Rihanna: Tattoo You … Or Not?

Rihanna malu

Rihanna malu

Just when we were all starting to forget about Robbie Williams’ left arm, Inia Taylor has reignited the debate about whether non-Pacific peoples have the right to wear Pacific tattoo by applying a Samoan malu to Rihanna’s right hand. Her tatau, using the traditional chisel and mallet technique, is now a meme supreme after a Youtube video posted by Tiki Tane went viral. As nail-bitingly interesting is the message thread evolving under the video that expresses a range of views about tattoo and indigeneity from people around the globe. No woman should be judged about the choices she willingly makes about her body. So putting that to one side, what is all the fuss about? Can marks of specific identity be shared across cultures? For Inia Taylor, the question has always been a definite thumbs-up, and it’s worth seeing him explain this on the website of Moko Ink. For others, it hinges on whether the wearer has the right cultural/spiritual background to fully appreciate the special meanings, handed-down through generations, of the process, design and responsibilities these marks convey. Ben Harper seemed to get away with his arm moko (Maori tattoo), inked by Te Rangitu Netana in New Zealand, in a way that Robbie Williams didn’t, possibly because his ethnicity and music was a better fit within an indigenous worldview. Robbie Williams also had his done in London by Gordon Toi Hadfield, another degree of separation.
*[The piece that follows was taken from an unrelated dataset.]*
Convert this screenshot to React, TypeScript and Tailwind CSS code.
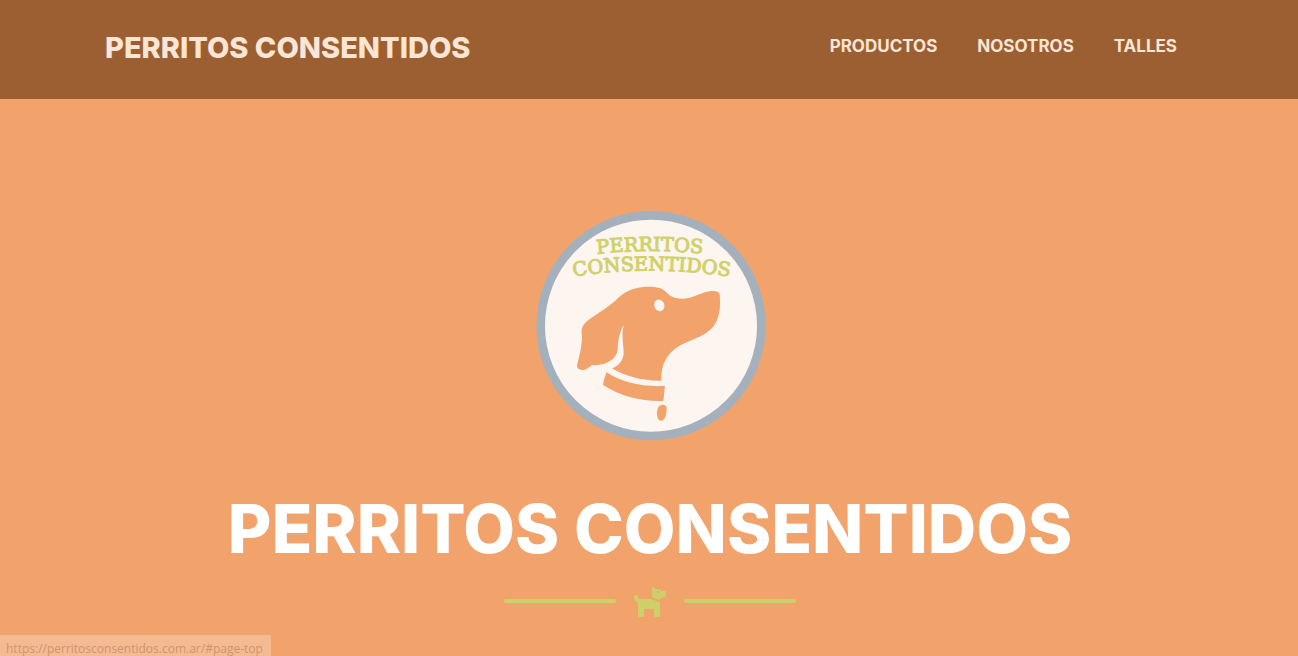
import { FaDog } from "react-icons/fa";

const links = [
  { label: "PRODUCTOS", href: "#productos" },
  { label: "NOSOTROS", href: "#nosotros" },
  { label: "TALLES", href: "#talles" },
];

function Logo() {
  return (
    <svg viewBox="0 0 720 720" className="size-60" role="img" aria-label="Perritos Consentidos">
      <defs>
        <path id="arc-top" d="M201 147 Q355 129 530 147" />
        <path id="arc-bottom" d="M131 215 Q362 176 630 219" />
      </defs>
      <circle cx="363" cy="362" r="331" fill="#fdf5ef" stroke="#a5b0bd" strokeWidth="26" />
      <g
        fill="#d0d16b"
        stroke="#d0d16b"
        strokeWidth="3"
        fontFamily="'DejaVu Serif', serif"
        fontWeight="400"
        fontSize="58"
      >
        <text>
          <textPath href="#arc-top">PERRITOS</textPath>
        </text>
        <text>
          <textPath href="#arc-bottom">CONSENTIDOS</textPath>
        </text>
      </g>
      <g fill="#f2a36b">
        <path d="M141 483 C145 462 153 440 156 402 C157 390 152 380 157 367 C162 352 180 341 198 329 C225 311 245 299 264 279 C293 252 325 245 357 245 C388 245 399 251 412 265 C423 277 439 282 460 281 C490 280 515 260 545 258 C557 257 567 260 569 267 C572 305 570 340 549 366 C522 397 479 404 446 424 C414 444 392 475 394 527 C340 528 290 516 246 490 C268 481 281 465 281 440 C280 414 274 389 281 359 C268 384 264 405 263 432 C262 464 221 484 187 480 C176 487 169 496 156 495 C147 494 141 490 141 483 Z" />
        <path d="M230 502 C275 531 330 546 405 543 L400 588 C335 590 275 575 219 540 C221 526 225 514 230 502 Z" />
        <path d="M397 599 C407 599 411 604 410 615 C409 632 404 647 394 647 C384 647 380 634 381 620 C382 607 387 600 397 599 Z" />
      </g>
      <ellipse cx="388" cy="301" rx="15" ry="18" transform="rotate(-20 388 301)" fill="#fdf5ef" />
    </svg>
  );
}

export default function App() {
  return (
    <div
      id="page-top"
      className="flex min-h-screen flex-col bg-[#f2a36b] font-['Inter','Liberation_Sans',sans-serif] font-bold"
    >
      <header className="bg-[#9c5f32]">
        <div className="mx-auto flex max-w-[1088px] items-start justify-between pt-6 pb-7">
          <a href="#page-top" className="text-[29px] leading-[47px] font-extrabold text-[#fbe5d5]">
            PERRITOS CONSENTIDOS
          </a>
          <nav className="flex gap-2">
            {links.map((link) => (
              <a key={link.href} href={link.href} className="px-4 text-[17px] leading-11 text-[#fbe5d5]">
                {link.label}
              </a>
            ))}
          </nav>
        </div>
      </header>

      <main className="flex flex-col items-center pt-[106px] pb-10 pl-0.5">
        <Logo />
        <h1 className="mt-12 text-center text-[67px] leading-[72px] font-extrabold text-white">
          PERRITOS CONSENTIDOS
        </h1>
        <div className="mt-5 flex items-center gap-4 text-[#cdcf68]">
          <span className="h-1 w-28 rounded-full bg-[#cdcf68]" />
          <FaDog className="h-8 w-9" aria-hidden="true" />
          <span className="h-1 w-28 rounded-full bg-[#cdcf68]" />
        </div>
      </main>

      <div className="fixed bottom-0 left-0 h-[22px] overflow-hidden rounded-tr-xs border-t border-r border-[#e5a67a] bg-[#f5ba92] pr-2 pl-[6px] font-['Open_Sans',sans-serif] text-[12px] leading-7 font-normal text-[#cb966f]">
        https://perritosconsentidos.com.ar/#page-top
      </div>
    </div>
  );
}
Like all memes we’ll be sure to see Rihanna-style malu spreading across the hands and throughout the lands of impressionable young women, and possibly a few men!

FYI, first European to receive a moko kanohi (full facial Maori tattoo) was the Englishman George Bruce in 1806 in the Bay of Islands, Northland. In later life he described it as process, rather than a mark, that demonstrated his commitment to his Maori wife, Atahoe.